Turning pro after playing on the United States Curtis Cup team in 1950, the year that the LPGA was founded, Bell, then Peggy Kirk, got her LPGA charter member card on April 15, 1951, signed by Zaharias, the fledgling circuit’s president. Bell played full-time for a couple of years, augmenting meager prize money with plenty of exhibitions, flying herself to tournaments in a Cessna purchased for $8,000. She split her time between competing and instructing — it was definitely trial by error in her initial lesson tee efforts — after marrying Bullet, and they began operating Pine Needles in 1953.

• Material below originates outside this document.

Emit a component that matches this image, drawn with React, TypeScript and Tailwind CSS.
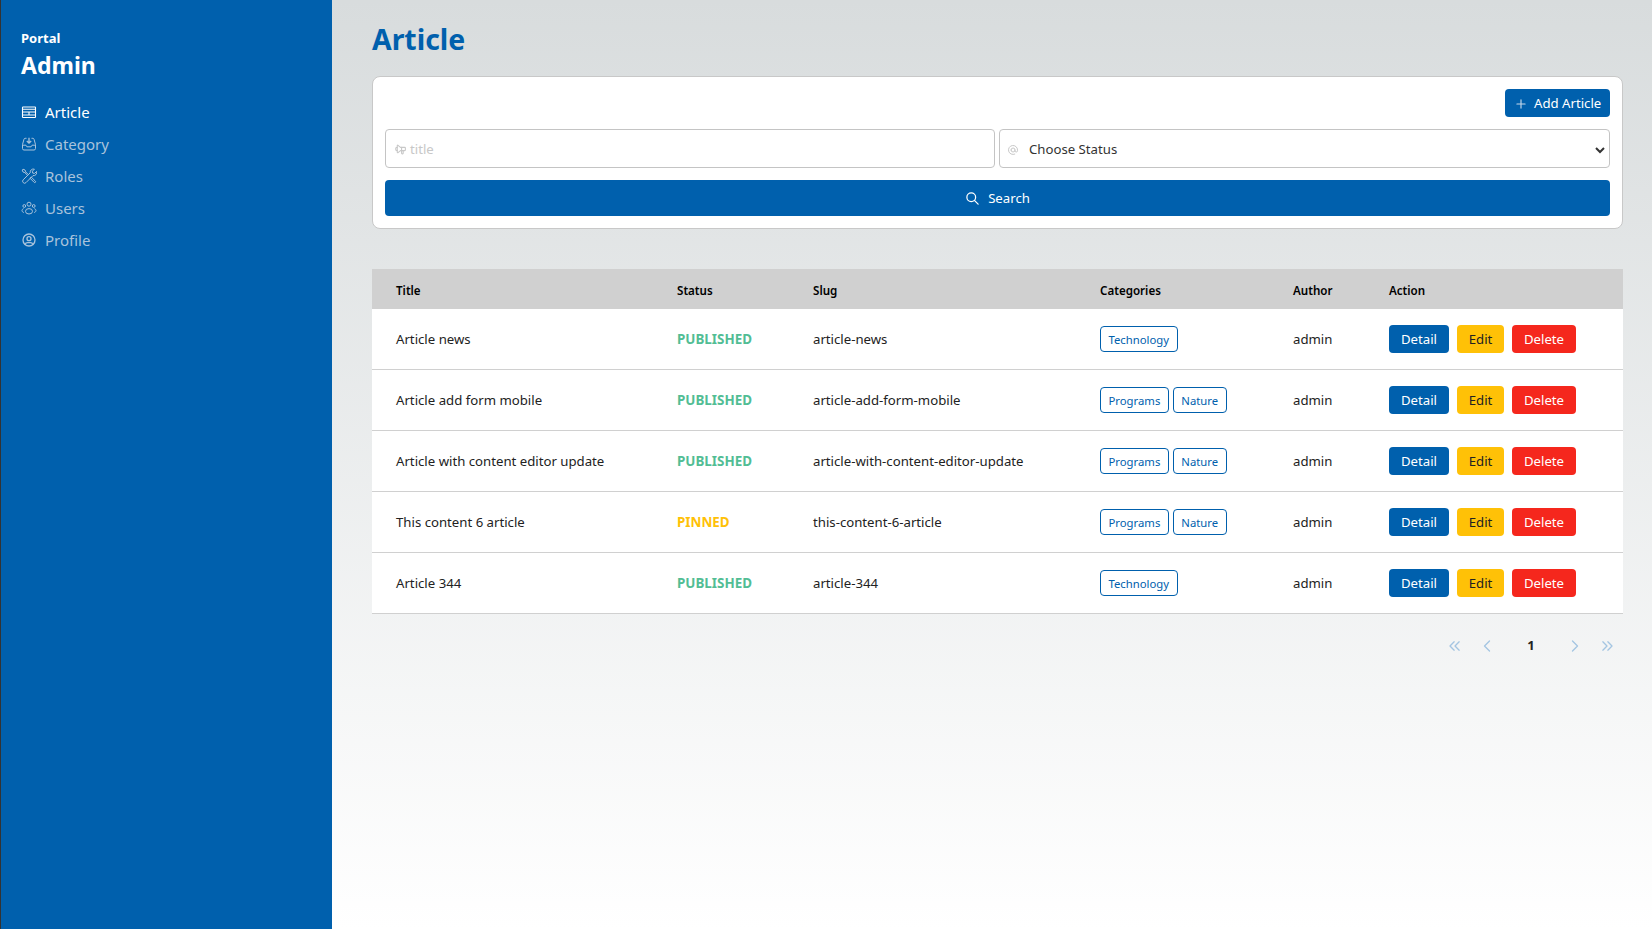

With the addition of two more children, Peggy Ann in 1958, and Kirk in 1962, she traveled less and developed into one of the game’s finest teachers. Bell’s specialty was her unique week long golf schools for women at Pine Needles called the Golfaris, group lessons that combined first-rate instruction in a homey atmosphere but were foremost a testament to her energy and expertise.

Bell got many plaudits for her enduring contributions, from being inducted in seven halls of fame to receiving some of golf’s top distinctions. None was greater than the 1990 Bob Jones Award, the USGA’s top honor, for distinguished sportsmanship in golf. Near the end of Bell’s life, there had been lobbying in some quarters for her induction into the World Golf Hall of Fame.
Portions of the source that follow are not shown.